John Whelan, associate professor in RIT’s School of Mathematical Sciences and a member of the Center for Computational Relativity and Gravitation, is the university’s lead scientist affiliated with the international collaboration. The group of more than 900 scientists is searching for gravitational waves, or “ripples in the fabric of the universe,” 100 years after Einstein’s theory of general relativity predicted their existence.

Gravitational waves are thought to hold information about the early universe and to result from massive collisions, explosions and fast-moving objects—such as black-hole mergers, supernova explosions, spinning compact stars—and the Big Bang.

The search for gravitational waves moved forward in September with the first observing run of the upgraded laser interferometer, Advanced LIGO. The pair of identical L-shaped observatories, located in Livingston, La., and Hanford, Wash., measure 2 1/2 miles. The detectors search for gravitational wave signals by observing interference patterns in laser light reflected off hanging mirrors. The finely tuned sensors measure small changes.

“The Advanced LIGO gravitational wave detectors represent a 10-fold increase in sensitivity from the Initial LIGO detectors, which concluded their last science run in 2010,” Whelan said. “With initial LIGO, we were hoping to make the first direct detection of gravitational waves; with advanced LIGO, we anticipate that we will not only detect them, but begin to use them to observe the universe.
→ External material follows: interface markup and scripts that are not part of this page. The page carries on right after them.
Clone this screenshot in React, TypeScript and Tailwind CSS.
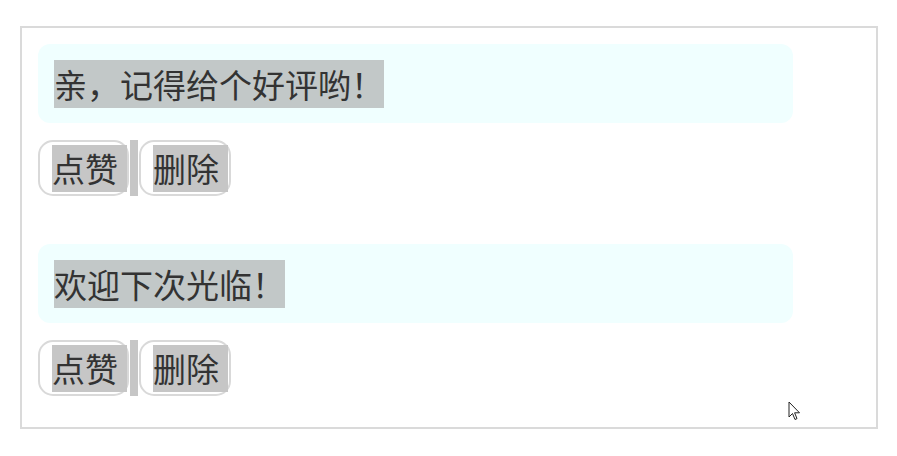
import React from "react";

const font = { fontFamily: '"Noto Sans CJK SC", "Noto Sans", sans-serif' };

function Buttons() {
  return (
    <div className="flex items-stretch h-[56px]">
      <button className="flex items-center h-[56px] w-[91px] border-2 border-[#d9d9d9] rounded-[15px] pl-[12px] pr-0 bg-white">
        <span className="bg-[#c6c6c6] text-[33px] leading-[47px] text-[#333] w-[75px] text-left block">点赞</span>
      </button>
      <div className="w-[8px] ml-[1px] mr-[1px] bg-[#c6c6c6]" />
      <button className="flex items-center h-[56px] w-[92px] border-2 border-[#d9d9d9] rounded-[15px] pl-[12px] pr-0 bg-white">
        <span className="bg-[#c6c6c6] text-[33px] leading-[47px] text-[#333] w-[75px] text-left block">删除</span>
      </button>
    </div>
  );
}

function Item({ text, last }: { text: string; last?: boolean }) {
  return (
    <div className={last ? "" : "mb-[48px]"}>
      <div className="w-[755px] bg-[#f0ffff] rounded-[12px] pl-[16px] pt-[16px] pb-[15px]">
        <span className="inline-block bg-[#c2c8c8] text-[33px] leading-[48px] text-[#333] align-top">{text}</span>
      </div>
      <div className="mt-[17px]">
        <Buttons />
      </div>
    </div>
  );
}

export default function App() {
  return (
    <div className="relative w-[897px] h-[456px] bg-white overflow-hidden" style={font}>
      <div className="ml-[20px] mt-[26px] w-[858px] h-[403px] border-2 border-[#dadada] pt-[16px] pl-[16px]">
        <Item text="亲，记得给个好评哟！" />
        <Item text="欢迎下次光临！" last />
      </div>
      <svg className="absolute left-[788px] top-[401px]" width="13" height="21" viewBox="0 0 13 21">
        <path d="M1 1 L1 16 L4.5 12.5 L7 18.5 L9 17.6 L6.6 11.8 L11.5 11.8 Z" fill="#fff" stroke="#222" strokeWidth="1" strokeLinejoin="miter" />
      </svg>
    </div>
  );
}
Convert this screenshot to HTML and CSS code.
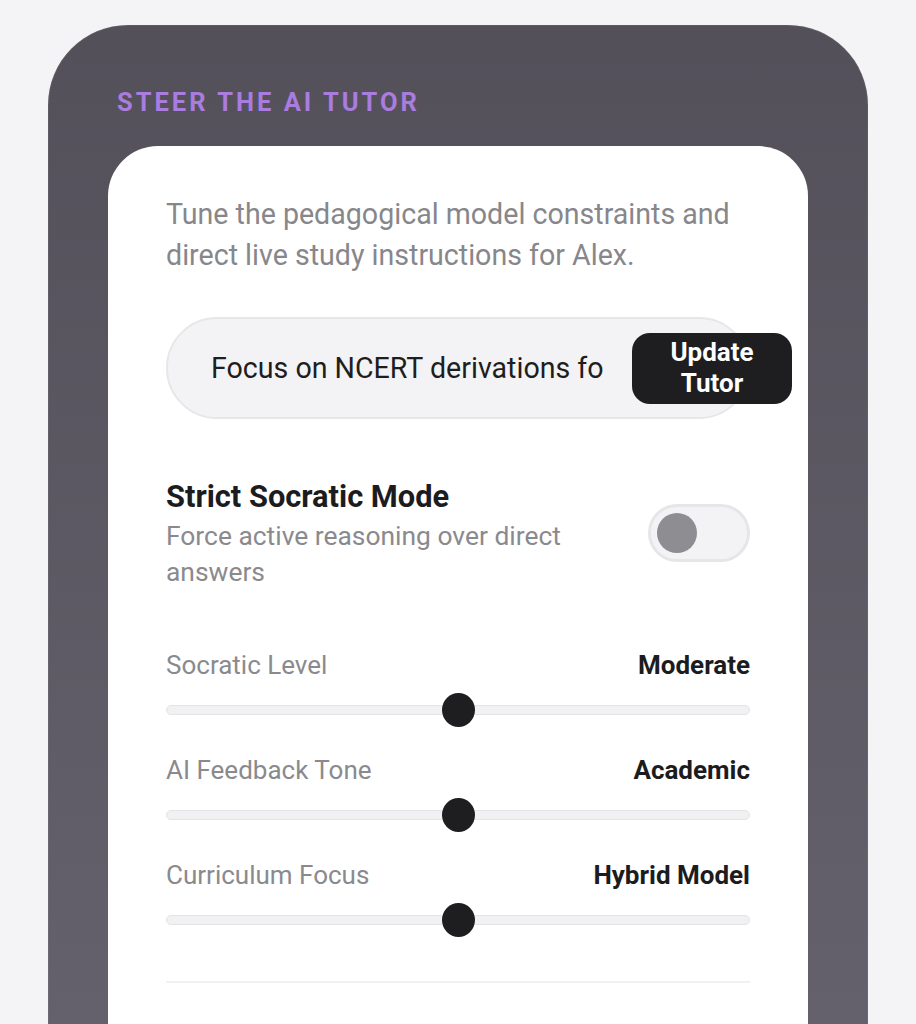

This is the beginning of the era of gravitational wave astronomy.”

Whelan and Yuanhao Zhang, a graduate student in RIT’s astrophysical sciences and technology program, are searching for gravitational waves from Scorpius X-1, a neutron star in a low-mass X-ray binary system. Scorpius X-1 gives off X-rays as it accretes matter from a companion star.

They demonstrated the most sensitive search available for Scorpius X-1 during a recent mock-data challenge in preparation for Advanced LIGO’s scientific run. The neutron star is considered to be one of the most likely sources for long-lived gravitational waves in Advanced LIGO and Advanced Virgo, a forthcoming detector in Tuscany, Italy, Whelan said.

Taking a different approach, Richard O’Shaughnessy, assistant professor in the School of Mathematical Sciences, is spearheading RIT’s efforts in the search for gravitational waves from merging binaries of black holes and/or neutron stars. O’Shaughnessy and Jacob Lange, a graduate student in RIT’s astrophysical sciences and technology program, and several undergraduate researchers have developed and implemented techniques to infer the nature of coalescing binaries detected by LIGO from observed gravitational waves.

O’Shaughnessy’s team collaborates with Carlos Lousto, professor in RIT’s School of Mathematical Sciences and an American Physical Society Fellow, and James Healy, postdoctoral research fellow. Their simulations of black hole mergers are blueprints for modeling LIGO observations. O’Shaughnessy is optimistic about the prospects for Advanced LIGOS’s observations.

“LIGO is now much more sensitive to transient ripples emitted from a pair of black holes as they coalesce because the volume in which we can detect has increased a thousand fold,” he said.”

In addition to Whelan, O’Shaughnessy and Lousto, other RIT scientists who belong to the LIGO Scientific Collaboration include Manuela Campanelli, director of the Center for Computational Relativity and Gravitation and an American Physical Society Fellow, and Hans-Peter Bischof, professor in the B. Thomas Golisano College of Computing and Information Sciences.

The National Science Foundation supports LIGO, which is jointly operated by the California Institute of Technology and the Massachusetts Institute of Technology.